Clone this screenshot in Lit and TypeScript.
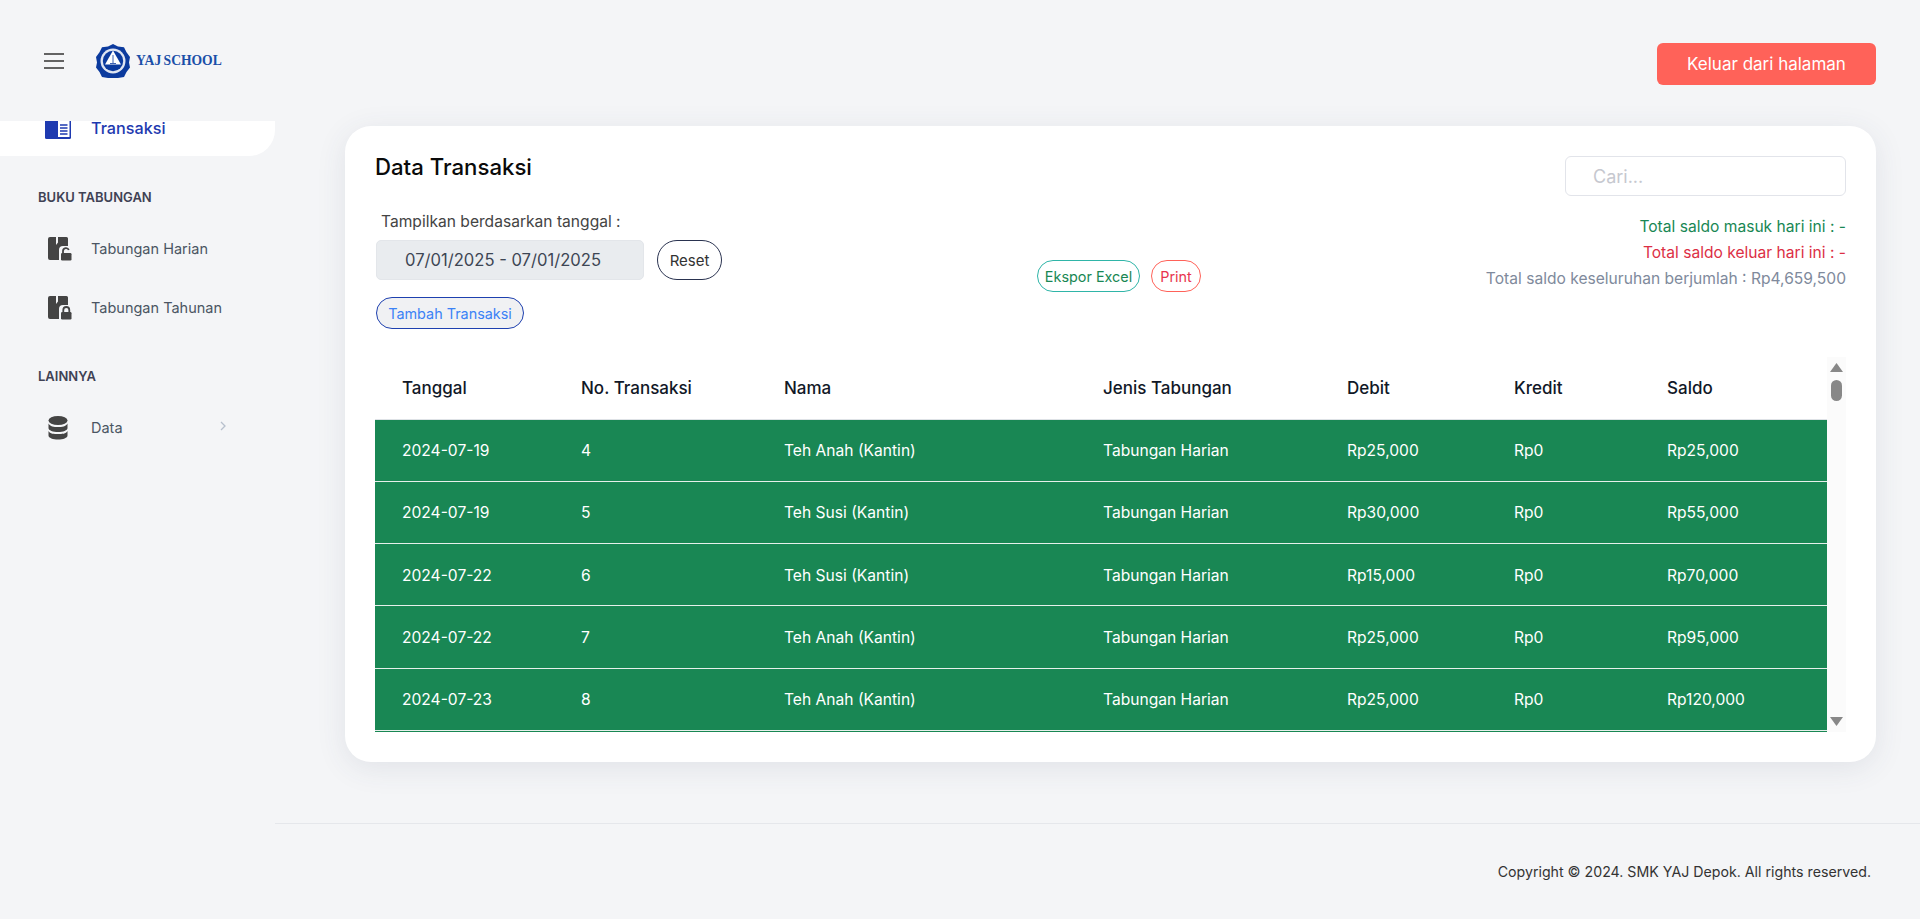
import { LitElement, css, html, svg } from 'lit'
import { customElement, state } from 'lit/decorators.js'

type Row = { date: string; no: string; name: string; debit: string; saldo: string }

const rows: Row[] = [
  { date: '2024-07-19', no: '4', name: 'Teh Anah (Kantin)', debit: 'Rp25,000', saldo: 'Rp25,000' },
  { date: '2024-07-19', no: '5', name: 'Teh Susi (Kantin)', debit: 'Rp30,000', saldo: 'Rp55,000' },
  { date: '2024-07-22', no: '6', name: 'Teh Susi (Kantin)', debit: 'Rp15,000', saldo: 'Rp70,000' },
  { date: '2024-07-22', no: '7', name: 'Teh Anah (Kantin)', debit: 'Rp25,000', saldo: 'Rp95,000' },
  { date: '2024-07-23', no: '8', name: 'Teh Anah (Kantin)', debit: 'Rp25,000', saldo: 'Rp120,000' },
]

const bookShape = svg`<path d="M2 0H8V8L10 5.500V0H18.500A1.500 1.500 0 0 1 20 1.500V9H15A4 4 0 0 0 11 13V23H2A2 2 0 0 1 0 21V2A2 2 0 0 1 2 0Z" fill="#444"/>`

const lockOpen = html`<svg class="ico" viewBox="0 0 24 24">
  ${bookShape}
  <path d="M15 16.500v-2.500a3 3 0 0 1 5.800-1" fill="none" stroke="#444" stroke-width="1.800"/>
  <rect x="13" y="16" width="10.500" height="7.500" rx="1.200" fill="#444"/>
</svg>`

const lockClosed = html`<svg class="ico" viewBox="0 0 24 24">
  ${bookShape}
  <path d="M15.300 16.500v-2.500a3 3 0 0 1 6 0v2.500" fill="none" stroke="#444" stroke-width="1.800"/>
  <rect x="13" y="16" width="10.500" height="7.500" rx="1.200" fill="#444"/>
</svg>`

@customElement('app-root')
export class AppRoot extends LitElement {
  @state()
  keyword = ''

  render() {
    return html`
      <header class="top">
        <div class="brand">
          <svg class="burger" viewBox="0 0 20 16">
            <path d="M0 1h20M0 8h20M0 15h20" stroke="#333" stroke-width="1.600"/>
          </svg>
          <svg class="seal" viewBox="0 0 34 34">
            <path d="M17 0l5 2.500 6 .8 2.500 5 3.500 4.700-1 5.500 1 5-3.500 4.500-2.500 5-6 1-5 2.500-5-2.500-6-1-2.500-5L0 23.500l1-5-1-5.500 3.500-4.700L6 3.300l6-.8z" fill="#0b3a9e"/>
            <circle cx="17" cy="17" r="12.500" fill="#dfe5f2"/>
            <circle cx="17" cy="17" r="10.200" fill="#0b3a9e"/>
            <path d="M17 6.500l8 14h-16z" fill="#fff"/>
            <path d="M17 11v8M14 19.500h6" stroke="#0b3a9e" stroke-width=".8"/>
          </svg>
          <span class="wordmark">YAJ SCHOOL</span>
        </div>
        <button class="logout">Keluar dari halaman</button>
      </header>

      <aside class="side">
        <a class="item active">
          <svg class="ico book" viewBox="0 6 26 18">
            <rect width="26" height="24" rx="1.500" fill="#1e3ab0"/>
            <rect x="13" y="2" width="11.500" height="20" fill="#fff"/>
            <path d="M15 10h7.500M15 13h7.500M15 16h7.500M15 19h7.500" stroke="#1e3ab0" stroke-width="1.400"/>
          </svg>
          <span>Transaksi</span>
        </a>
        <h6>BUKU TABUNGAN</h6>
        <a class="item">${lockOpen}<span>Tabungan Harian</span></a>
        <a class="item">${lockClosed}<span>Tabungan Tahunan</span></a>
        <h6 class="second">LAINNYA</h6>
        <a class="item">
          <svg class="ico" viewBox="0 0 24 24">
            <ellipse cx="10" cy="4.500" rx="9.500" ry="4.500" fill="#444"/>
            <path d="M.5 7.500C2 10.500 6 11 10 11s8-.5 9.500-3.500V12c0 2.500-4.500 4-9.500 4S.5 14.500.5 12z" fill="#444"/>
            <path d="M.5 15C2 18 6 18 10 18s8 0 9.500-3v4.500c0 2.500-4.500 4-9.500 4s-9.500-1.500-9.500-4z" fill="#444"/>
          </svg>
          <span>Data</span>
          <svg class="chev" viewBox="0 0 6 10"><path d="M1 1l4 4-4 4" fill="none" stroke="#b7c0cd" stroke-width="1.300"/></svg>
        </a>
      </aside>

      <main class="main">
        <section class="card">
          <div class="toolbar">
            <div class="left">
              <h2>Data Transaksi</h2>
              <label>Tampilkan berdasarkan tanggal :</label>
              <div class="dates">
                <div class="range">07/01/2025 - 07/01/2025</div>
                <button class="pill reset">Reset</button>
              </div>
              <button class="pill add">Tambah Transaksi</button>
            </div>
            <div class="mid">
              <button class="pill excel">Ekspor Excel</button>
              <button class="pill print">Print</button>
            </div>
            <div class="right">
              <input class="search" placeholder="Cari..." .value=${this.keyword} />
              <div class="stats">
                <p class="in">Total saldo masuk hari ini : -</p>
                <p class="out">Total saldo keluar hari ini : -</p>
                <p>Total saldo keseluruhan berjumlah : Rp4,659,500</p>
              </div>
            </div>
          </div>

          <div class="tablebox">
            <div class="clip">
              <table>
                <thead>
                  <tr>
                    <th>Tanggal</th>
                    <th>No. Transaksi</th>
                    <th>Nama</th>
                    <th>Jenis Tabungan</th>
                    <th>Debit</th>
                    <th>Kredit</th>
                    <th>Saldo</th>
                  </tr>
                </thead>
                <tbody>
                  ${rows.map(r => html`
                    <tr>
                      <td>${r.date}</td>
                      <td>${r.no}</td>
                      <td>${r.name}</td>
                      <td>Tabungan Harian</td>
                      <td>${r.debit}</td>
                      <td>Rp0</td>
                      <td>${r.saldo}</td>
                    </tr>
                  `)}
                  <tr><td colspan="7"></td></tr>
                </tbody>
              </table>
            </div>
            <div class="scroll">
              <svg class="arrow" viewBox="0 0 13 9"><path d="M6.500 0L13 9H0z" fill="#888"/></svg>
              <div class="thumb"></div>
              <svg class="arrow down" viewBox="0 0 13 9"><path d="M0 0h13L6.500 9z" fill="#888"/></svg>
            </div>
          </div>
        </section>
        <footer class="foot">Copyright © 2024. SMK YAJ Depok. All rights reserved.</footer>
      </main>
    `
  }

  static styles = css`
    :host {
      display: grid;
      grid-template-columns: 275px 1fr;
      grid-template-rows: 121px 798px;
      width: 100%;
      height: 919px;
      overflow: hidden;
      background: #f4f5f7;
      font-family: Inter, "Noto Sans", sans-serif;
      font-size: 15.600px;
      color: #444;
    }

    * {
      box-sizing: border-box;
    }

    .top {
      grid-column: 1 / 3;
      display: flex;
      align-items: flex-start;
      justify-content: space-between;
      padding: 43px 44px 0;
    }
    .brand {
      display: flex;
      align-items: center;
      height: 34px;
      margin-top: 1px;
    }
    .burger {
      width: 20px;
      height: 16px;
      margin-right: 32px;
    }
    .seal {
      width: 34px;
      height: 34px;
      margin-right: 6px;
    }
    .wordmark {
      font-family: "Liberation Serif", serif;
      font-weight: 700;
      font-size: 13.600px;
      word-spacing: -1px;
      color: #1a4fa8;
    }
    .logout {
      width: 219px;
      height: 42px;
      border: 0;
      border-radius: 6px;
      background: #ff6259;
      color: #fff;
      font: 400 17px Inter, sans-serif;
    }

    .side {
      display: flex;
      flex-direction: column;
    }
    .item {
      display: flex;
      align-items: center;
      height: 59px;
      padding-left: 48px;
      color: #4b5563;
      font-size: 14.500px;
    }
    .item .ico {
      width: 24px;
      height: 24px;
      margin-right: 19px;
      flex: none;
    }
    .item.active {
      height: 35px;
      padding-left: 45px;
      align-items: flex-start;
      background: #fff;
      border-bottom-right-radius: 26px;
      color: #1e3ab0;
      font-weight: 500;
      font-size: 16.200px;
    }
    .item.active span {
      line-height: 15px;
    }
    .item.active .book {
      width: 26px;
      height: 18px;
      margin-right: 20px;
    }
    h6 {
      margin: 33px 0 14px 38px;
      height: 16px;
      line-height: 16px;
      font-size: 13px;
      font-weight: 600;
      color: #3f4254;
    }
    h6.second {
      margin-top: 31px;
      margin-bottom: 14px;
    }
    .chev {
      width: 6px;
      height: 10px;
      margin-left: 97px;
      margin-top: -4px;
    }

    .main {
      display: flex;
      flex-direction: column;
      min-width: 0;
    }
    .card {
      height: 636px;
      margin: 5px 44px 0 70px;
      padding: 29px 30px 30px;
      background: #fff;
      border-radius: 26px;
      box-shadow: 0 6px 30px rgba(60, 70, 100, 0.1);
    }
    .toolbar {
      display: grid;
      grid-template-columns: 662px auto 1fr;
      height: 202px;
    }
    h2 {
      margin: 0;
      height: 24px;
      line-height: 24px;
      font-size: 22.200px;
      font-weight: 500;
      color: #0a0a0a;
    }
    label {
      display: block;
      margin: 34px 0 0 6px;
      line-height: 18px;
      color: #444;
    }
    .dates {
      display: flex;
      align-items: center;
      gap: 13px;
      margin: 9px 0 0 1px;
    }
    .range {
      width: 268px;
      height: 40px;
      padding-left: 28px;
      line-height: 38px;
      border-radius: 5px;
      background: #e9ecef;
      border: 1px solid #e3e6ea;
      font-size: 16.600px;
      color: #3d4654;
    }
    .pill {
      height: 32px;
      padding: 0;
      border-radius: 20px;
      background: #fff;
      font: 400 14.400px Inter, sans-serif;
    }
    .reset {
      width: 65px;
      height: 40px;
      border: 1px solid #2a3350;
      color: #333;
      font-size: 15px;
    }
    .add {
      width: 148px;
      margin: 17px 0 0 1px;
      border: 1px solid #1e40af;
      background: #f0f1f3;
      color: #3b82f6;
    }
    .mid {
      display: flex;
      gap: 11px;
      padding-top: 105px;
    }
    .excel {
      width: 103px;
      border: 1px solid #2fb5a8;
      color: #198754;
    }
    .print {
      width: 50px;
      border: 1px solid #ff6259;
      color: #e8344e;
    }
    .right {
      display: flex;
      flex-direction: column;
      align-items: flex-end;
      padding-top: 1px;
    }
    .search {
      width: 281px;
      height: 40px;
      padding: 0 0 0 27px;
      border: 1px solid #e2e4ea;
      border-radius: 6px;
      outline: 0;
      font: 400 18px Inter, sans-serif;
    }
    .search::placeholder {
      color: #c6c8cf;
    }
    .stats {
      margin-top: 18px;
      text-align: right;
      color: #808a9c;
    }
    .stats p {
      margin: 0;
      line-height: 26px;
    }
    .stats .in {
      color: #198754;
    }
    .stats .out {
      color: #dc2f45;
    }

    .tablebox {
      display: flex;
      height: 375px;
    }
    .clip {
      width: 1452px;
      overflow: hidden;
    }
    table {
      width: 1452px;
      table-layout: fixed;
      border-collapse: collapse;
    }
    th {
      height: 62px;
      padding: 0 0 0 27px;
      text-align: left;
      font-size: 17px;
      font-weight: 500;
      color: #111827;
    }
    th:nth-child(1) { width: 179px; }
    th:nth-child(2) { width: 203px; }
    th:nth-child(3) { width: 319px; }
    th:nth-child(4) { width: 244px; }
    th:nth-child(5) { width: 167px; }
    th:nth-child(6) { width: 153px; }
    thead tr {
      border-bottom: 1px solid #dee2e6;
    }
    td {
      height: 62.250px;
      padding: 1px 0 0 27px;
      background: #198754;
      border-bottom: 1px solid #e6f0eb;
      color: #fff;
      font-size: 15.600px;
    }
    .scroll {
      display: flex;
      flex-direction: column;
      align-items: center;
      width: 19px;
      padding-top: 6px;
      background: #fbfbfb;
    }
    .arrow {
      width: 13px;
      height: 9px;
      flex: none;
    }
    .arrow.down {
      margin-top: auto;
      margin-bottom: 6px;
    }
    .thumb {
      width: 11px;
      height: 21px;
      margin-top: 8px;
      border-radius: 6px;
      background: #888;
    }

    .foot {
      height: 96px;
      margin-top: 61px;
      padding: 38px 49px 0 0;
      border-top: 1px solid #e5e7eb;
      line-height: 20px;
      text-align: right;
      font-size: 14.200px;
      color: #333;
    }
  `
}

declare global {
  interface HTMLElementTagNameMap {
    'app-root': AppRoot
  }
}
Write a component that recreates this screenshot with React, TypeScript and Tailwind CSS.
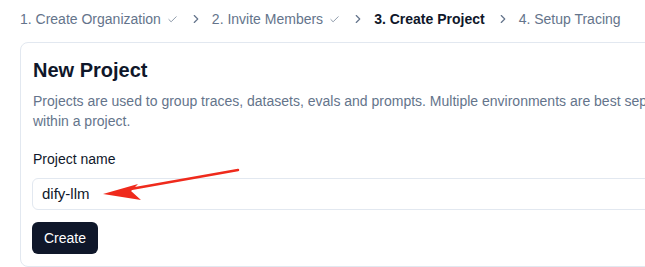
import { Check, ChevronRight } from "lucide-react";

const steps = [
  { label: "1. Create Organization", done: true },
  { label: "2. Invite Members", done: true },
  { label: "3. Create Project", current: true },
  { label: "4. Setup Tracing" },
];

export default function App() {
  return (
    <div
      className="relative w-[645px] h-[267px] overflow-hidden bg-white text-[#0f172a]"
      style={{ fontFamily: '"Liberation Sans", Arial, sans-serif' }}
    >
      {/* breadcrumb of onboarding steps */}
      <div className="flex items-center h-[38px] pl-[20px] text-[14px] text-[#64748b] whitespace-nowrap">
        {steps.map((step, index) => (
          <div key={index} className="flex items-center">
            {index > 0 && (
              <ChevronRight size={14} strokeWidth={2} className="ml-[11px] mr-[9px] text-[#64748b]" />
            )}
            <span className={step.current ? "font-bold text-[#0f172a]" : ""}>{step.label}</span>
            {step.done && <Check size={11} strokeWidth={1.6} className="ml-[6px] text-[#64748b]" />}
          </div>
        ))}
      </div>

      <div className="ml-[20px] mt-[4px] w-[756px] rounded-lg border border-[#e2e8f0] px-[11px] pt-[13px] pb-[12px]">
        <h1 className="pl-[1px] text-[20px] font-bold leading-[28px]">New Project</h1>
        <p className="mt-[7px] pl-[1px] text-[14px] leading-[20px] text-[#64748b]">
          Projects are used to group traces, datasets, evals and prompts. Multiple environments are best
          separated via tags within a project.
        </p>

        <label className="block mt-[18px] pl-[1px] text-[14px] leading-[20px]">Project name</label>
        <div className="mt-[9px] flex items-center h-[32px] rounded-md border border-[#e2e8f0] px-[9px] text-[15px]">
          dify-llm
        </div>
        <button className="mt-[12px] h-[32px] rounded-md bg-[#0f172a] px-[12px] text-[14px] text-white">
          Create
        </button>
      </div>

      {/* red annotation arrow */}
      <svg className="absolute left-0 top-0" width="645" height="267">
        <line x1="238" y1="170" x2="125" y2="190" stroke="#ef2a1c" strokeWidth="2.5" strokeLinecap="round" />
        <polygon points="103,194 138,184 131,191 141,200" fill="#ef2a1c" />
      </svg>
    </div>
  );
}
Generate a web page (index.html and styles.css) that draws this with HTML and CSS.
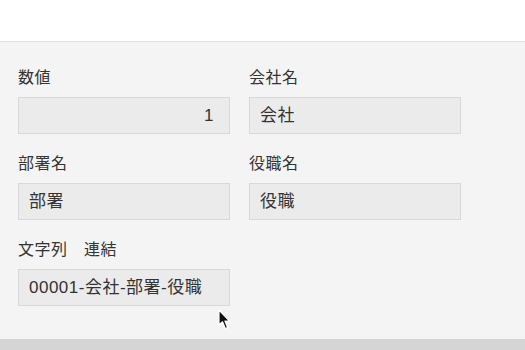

═══

> **EXERCISE**
Without any pictures, reproduce the lines from the first one in the material through the line that has "keyword = ''", exactly as they appear.

> **FULL ANSWER**
Clone this screenshot in Lit and TypeScript.
import { LitElement, css, html, svg } from 'lit'
import { customElement, state } from 'lit/decorators.js'

type Row = { date: string; no: string; name: string; debit: string; saldo: string }

const rows: Row[] = [
  { date: '2024-07-19', no: '4', name: 'Teh Anah (Kantin)', debit: 'Rp25,000', saldo: 'Rp25,000' },
  { date: '2024-07-19', no: '5', name: 'Teh Susi (Kantin)', debit: 'Rp30,000', saldo: 'Rp55,000' },
  { date: '2024-07-22', no: '6', name: 'Teh Susi (Kantin)', debit: 'Rp15,000', saldo: 'Rp70,000' },
  { date: '2024-07-22', no: '7', name: 'Teh Anah (Kantin)', debit: 'Rp25,000', saldo: 'Rp95,000' },
  { date: '2024-07-23', no: '8', name: 'Teh Anah (Kantin)', debit: 'Rp25,000', saldo: 'Rp120,000' },
]

const bookShape = svg`<path d="M2 0H8V8L10 5.500V0H18.500A1.500 1.500 0 0 1 20 1.500V9H15A4 4 0 0 0 11 13V23H2A2 2 0 0 1 0 21V2A2 2 0 0 1 2 0Z" fill="#444"/>`

const lockOpen = html`<svg class="ico" viewBox="0 0 24 24">
  ${bookShape}
  <path d="M15 16.500v-2.500a3 3 0 0 1 5.800-1" fill="none" stroke="#444" stroke-width="1.800"/>
  <rect x="13" y="16" width="10.500" height="7.500" rx="1.200" fill="#444"/>
</svg>`

const lockClosed = html`<svg class="ico" viewBox="0 0 24 24">
  ${bookShape}
  <path d="M15.300 16.500v-2.500a3 3 0 0 1 6 0v2.500" fill="none" stroke="#444" stroke-width="1.800"/>
  <rect x="13" y="16" width="10.500" height="7.500" rx="1.200" fill="#444"/>
</svg>`

@customElement('app-root')
export class AppRoot extends LitElement {
  @state()
  keyword = ''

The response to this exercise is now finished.